What brought it all together for me and made me see more clearly this strange new world was its juxtaposition with a group of people who lived very differently than the one the book was about. This group built a city of cement, made its women stay indoors and cover their faces, hoarded their possessions rather than shared them, and spent their energy on conquering all the land and people they could. I may be slow to pick up on symbols, but I did recognize which of these two groups’ values most resembled those of the society I have grown up in. And the reflection was not a pretty one. It made the other way of living that much more appealing, that much more profound. (It was suggested that this conquering group of people self-sabotaged themselves somehow to the point of disintegration– their hunger for power was not sustainable; their source of power not true.)

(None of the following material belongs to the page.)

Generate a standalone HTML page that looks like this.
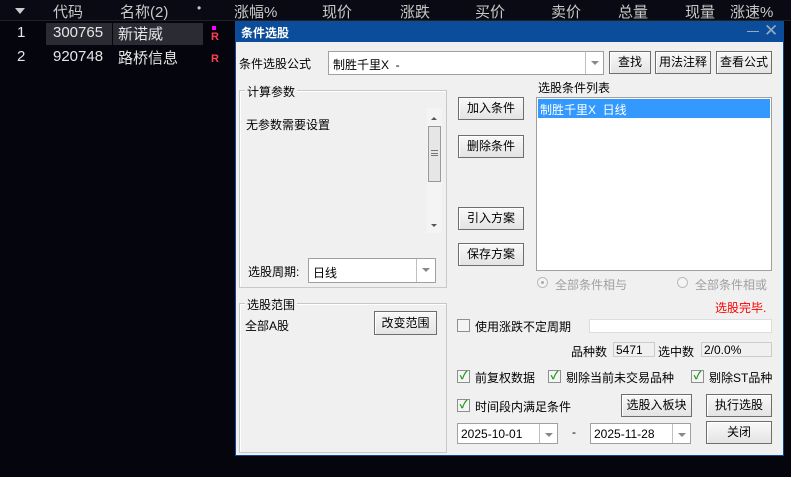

Still, many things that seem self-evident to me are debated by others. I read this book and tried to hear the voices that would argue that this alternative way of life would actually be better. I feel very strongly about using my singular question to guide my book and movie preferences, though I understand that judging someone for not doing something they didn’t intend to do in the first place isn’t very fair. But I want to have more hopeful, more imaginative conversations sparked by more hopeful, more imaginative inventions. I am not interested in the same old methods and same old lines we are familiar with. Even if someone doesn’t like an invention such as Always Coming Home and can articulate where they disagree, we can nevertheless have a worthwhile conversation about that. We just have to keep looking for better alternatives until we’ve created it ourselves. Le Guin wrote it best in her book:

“We have to learn what we can, but remain mindful that our knowledge not close the circle, closing out the void, so that we forget that what we do not know remains boundless, without limit or bottom, and that what we know may have to share the quality of being known with what denies it. What is seen with one eye has no depth.”

We can’t stop looking.

 

 

**I wouldn’t read An Indigenous Peoples’ History of the United States by Roxanne Dunbar-Ortiz until later, where I learned that such practices were not invented by Le Guin but rather by the indigenous peoples of the United States before there was ever such a thing as the ‘United States’. There is an uncanny resemblance particularly between the Haudenosaunee people and those described in Always Coming Home. This adds a whole other layer to the book, creating an ironic yet profound circle of sorts by having society return, through its own destruction, to what it was before society destroyed it.